WHAT THIS TASK INVOLVES
Write out the material exactly, leaving every picture behind.

DATA EXCERPT
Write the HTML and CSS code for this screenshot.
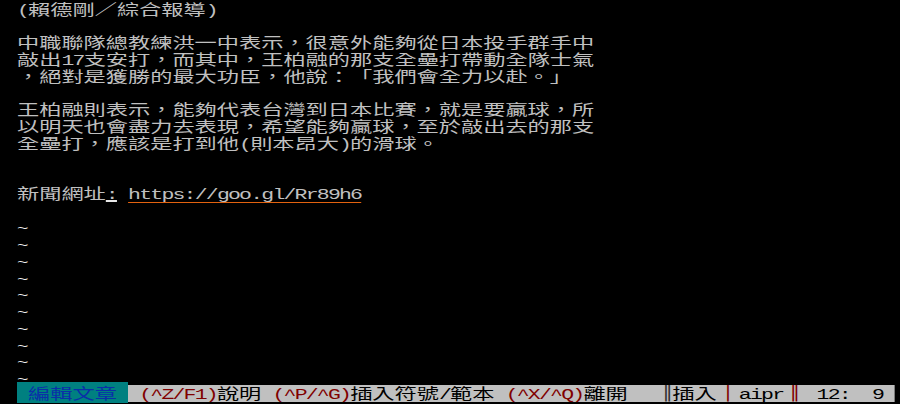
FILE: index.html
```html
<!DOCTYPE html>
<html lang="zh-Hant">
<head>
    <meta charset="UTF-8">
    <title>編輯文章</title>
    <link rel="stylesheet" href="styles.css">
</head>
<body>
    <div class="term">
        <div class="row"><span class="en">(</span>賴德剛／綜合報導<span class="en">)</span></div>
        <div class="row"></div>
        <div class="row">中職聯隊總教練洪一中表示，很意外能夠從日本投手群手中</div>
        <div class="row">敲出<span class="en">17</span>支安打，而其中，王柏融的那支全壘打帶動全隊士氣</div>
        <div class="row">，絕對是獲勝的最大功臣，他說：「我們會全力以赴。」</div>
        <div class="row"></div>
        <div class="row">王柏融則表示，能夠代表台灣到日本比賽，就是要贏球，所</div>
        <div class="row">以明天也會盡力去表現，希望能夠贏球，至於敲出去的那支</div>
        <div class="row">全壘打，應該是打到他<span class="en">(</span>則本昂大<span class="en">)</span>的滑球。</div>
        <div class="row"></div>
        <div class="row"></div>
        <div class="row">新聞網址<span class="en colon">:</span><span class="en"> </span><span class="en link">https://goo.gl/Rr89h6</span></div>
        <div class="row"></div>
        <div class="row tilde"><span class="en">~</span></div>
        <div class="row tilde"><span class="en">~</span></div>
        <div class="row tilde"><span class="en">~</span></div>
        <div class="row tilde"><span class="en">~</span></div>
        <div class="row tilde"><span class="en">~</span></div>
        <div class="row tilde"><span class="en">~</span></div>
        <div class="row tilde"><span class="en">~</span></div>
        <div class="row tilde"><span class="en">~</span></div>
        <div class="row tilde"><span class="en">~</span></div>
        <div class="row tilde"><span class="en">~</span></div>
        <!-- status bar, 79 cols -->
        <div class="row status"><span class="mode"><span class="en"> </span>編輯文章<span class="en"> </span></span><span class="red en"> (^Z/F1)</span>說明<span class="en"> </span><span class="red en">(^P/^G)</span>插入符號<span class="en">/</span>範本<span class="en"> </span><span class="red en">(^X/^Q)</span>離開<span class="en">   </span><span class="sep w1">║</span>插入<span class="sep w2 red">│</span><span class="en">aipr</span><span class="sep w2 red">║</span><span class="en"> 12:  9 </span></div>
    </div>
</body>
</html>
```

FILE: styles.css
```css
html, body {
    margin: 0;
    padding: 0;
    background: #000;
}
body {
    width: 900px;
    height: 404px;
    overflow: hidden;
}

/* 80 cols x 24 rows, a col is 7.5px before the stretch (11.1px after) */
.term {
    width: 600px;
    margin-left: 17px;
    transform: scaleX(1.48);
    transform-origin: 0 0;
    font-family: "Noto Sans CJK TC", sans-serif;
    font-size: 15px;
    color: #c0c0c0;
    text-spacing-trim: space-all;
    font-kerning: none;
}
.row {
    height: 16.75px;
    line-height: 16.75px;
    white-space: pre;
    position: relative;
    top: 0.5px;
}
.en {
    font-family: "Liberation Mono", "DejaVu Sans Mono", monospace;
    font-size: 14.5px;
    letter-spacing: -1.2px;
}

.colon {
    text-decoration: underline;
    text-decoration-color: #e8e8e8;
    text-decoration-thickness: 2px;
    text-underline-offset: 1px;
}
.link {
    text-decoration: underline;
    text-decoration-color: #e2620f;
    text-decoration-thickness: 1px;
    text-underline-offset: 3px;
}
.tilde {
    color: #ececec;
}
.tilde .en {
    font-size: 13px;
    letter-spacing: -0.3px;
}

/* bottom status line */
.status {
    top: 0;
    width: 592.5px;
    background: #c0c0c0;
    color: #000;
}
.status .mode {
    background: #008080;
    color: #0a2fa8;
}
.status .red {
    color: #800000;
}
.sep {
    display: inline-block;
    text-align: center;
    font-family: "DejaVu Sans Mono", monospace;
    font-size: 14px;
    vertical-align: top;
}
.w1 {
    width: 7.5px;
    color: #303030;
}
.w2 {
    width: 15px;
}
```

EXERCISE RESPONSE
Write the HTML and CSS code for this screenshot.
FILE: index.html
```html
<!DOCTYPE html>
<html lang="zh-Hant">
<head>
    <meta charset="UTF-8">
    <title>編輯文章</title>
    <link rel="stylesheet" href="styles.css">
</head>
<body>
    <div class="term">
        <div class="row"><span class="en">(</span>賴德剛／綜合報導<span class="en">)</span></div>
        <div class="row"></div>
        <div class="row">中職聯隊總教練洪一中表示，很意外能夠從日本投手群手中</div>
        <div class="row">敲出<span class="en">17</span>支安打，而其中，王柏融的那支全壘打帶動全隊士氣</div>
        <div class="row">，絕對是獲勝的最大功臣，他說：「我們會全力以赴。」</div>
        <div class="row"></div>
        <div class="row">王柏融則表示，能夠代表台灣到日本比賽，就是要贏球，所</div>
        <div class="row">以明天也會盡力去表現，希望能夠贏球，至於敲出去的那支</div>
        <div class="row">全壘打，應該是打到他<span class="en">(</span>則本昂大<span class="en">)</span>的滑球。</div>
        <div class="row"></div>
        <div class="row"></div>
        <div class="row">新聞網址<span class="en colon">:</span><span class="en"> </span><span class="en link">https://goo.gl/Rr89h6</span></div>
        <div class="row"></div>
        <div class="row tilde"><span class="en">~</span></div>
        <div class="row tilde"><span class="en">~</span></div>
        <div class="row tilde"><span class="en">~</span></div>
        <div class="row tilde"><span class="en">~</span></div>
        <div class="row tilde"><span class="en">~</span></div>
        <div class="row tilde"><span class="en">~</span></div>
        <div class="row tilde"><span class="en">~</span></div>
        <div class="row tilde"><span class="en">~</span></div>
        <div class="row tilde"><span class="en">~</span></div>
        <div class="row tilde"><span class="en">~</span></div>
        <!-- status bar, 79 cols -->
        <div class="row status"><span class="mode"><span class="en"> </span>編輯文章<span class="en"> </span></span><span class="red en"> (^Z/F1)</span>說明<span class="en"> </span><span class="red en">(^P/^G)</span>插入符號<span class="en">/</span>範本<span class="en"> </span><span class="red en">(^X/^Q)</span>離開<span class="en">   </span><span class="sep w1">║</span>插入<span class="sep w2 red">│</span><span class="en">aipr</span><span class="sep w2 red">║</span><span class="en"> 12:  9 </span></div>
    </div>
</body>
</html>
```

FILE: styles.css
```css
html, body {
    margin: 0;
    padding: 0;
    background: #000;
}
body {
    width: 900px;
    height: 404px;
    overflow: hidden;
}

/* 80 cols x 24 rows, a col is 7.5px before the stretch (11.1px after) */
.term {
    width: 600px;
    margin-left: 17px;
    transform: scaleX(1.48);
    transform-origin: 0 0;
    font-family: "Noto Sans CJK TC", sans-serif;
    font-size: 15px;
    color: #c0c0c0;
    text-spacing-trim: space-all;
    font-kerning: none;
}
.row {
    height: 16.75px;
    line-height: 16.75px;
    white-space: pre;
    position: relative;
    top: 0.5px;
}
.en {
    font-family: "Liberation Mono", "DejaVu Sans Mono", monospace;
    font-size: 14.5px;
    letter-spacing: -1.2px;
}

.colon {
    text-decoration: underline;
    text-decoration-color: #e8e8e8;
    text-decoration-thickness: 2px;
    text-underline-offset: 1px;
}
.link {
    text-decoration: underline;
    text-decoration-color: #e2620f;
    text-decoration-thickness: 1px;
    text-underline-offset: 3px;
}
.tilde {
    color: #ececec;
}
.tilde .en {
    font-size: 13px;
    letter-spacing: -0.3px;
}

/* bottom status line */
.status {
    top: 0;
    width: 592.5px;
    background: #c0c0c0;
    color: #000;
}
.status .mode {
    background: #008080;
    color: #0a2fa8;
}
.status .red {
    color: #800000;
}
.sep {
    display: inline-block;
    text-align: center;
    font-family: "DejaVu Sans Mono", monospace;
    font-size: 14px;
    vertical-align: top;
}
.w1 {
    width: 7.5px;
    color: #303030;
}
.w2 {
    width: 15px;
}
```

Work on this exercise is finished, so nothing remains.